Alexander M. Smith a, Kevin R. J. Lovelock b, Nitya Nand Gosvami c, Tom Welton b and Susan Perkin *a
aDepartment of Chemistry, Physical and Theoretical Chemistry Laboratory, University of Oxford, South Parks Road, Oxford OX1 3QZ, UK. E-mail: susan.perkin@chem.ox.ac.uk
bDepartment of Chemistry, Imperial College London, London SW7 2AZ, UK
cDepartment of Mechanical Engineering and Applied Mechanics, University of Pennsylvania, 220 S. 33rd St., Philadelphia, PA 19104, USA

Received 3rd July 2013 , Accepted 6th August 2013

First published on 7th August 2013


Ionic liquids – salts in the liquid state under ambient conditions – are of great interest as precision lubricants. Ionic liquids form layered structures at surfaces, yet it is not clear how this nano-structure relates to their lubrication properties. We measured the friction force between atomically smooth solid surfaces across ionic liquid films of controlled thickness in terms of the number of ion layers. Multiple friction–load regimes emerge, each corresponding to a different number of ion layers in the film. In contrast to molecular liquids, the friction coefficients differ for each layer due to their varying composition.
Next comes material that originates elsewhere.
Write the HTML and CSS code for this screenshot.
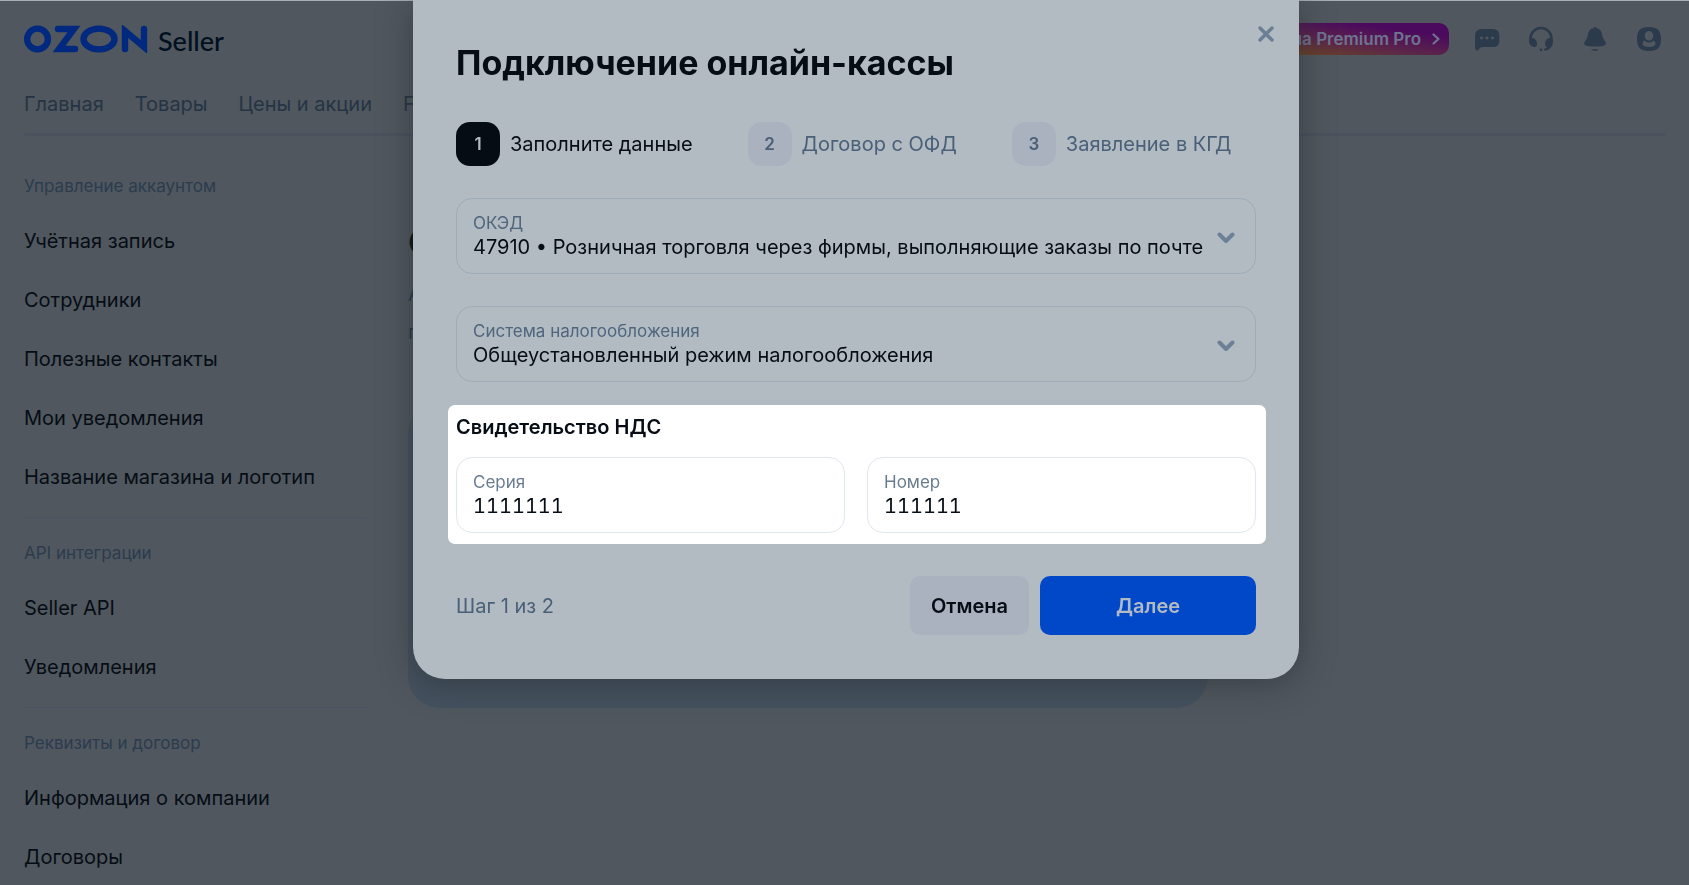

The importance of friction, and its reduction by lubrication of the sliding surfaces, has been recognized since ancient times and yet some of the most fundamental questions in this area remain unresolved.1,2 The classical laws of friction and lubrication do not apply at the nano-scale, where molecular interactions and arrangements determine the surface forces.2–4 The current renaissance in the study of friction mechanisms is motivated by the need to understand and control shear motion and lubrication in microscopic devices and between nano-scale objects.5–9 Of particular significance in microscopic systems, or when the external load is relatively small, is the adhesion contribution to the measured friction force.9–12 The presence of a thin liquid film between two solid surfaces can dramatically modify the friction and adhesion forces between them, and a particularly interesting case arises when the liquid molecules are arranged in layers between the surfaces leading to multiple adhesion values corresponding to different numbers of ion layers in the film.13–15

Ionic liquids16 are a particularly attractive class of fluids for precision tribological applications due to their low melting point and wide liquid range, extremely low volatility, high thermal stability, lubrication and wear-protection characteristics, and electrical and thermal conductivity.17–19 The interfacial structure of ionic liquids at charged surfaces consists of alternating positive and negative ion layers extending several layers into the bulk.20,21 This alternating cation/anion structure is even more striking when the liquid is confined to a film between two surfaces: measurements of the surface interaction force as a function of surface separation reveal large oscillations, substantially stronger than van der Waals or mean-field electrostatic interactions, corresponding to sequential squeeze-out of layers from between the surfaces. In contrast to molecular liquids, ionic liquids squeeze out two layers at a time – one cation layer and one anion layer – in order to maintain electroneutrality in the film.15,21–25 Despite the burgeoning interest in ionic liquids and their intricate nano-structure, very little is currently known about their mechanism of lubrication.26,27 To address this, we performed measurements of friction across films of ionic liquid with key features distinct from earlier studies15,26–28 and allowing new quantitative analysis: friction is measured across ionic liquid films of precisely controlled thickness (number of ion layers), at both positive and negative applied loads, and the adhesion and real contact area are measured concurrently. Our high resolution measurements reveal the following notable features for the first time in ionic liquid: (i) discrete friction regimes for each integer number of ion layers in the film, leading to discrete multi-valued (‘quantized’) friction as a function of load; (ii) stick–slip friction observed below a critical velocity (different for each number of ion layers); and (iii) different friction coefficients measured for each film thickness. This latter point implies that the mechanism of friction across ionic liquids is qualitatively different to non-polar liquids, where the friction coefficient is independent of film thickness.14 Put together, these findings point at new ways to control friction in microscopic systems and to develop ionic liquid lubricants for specialized applications.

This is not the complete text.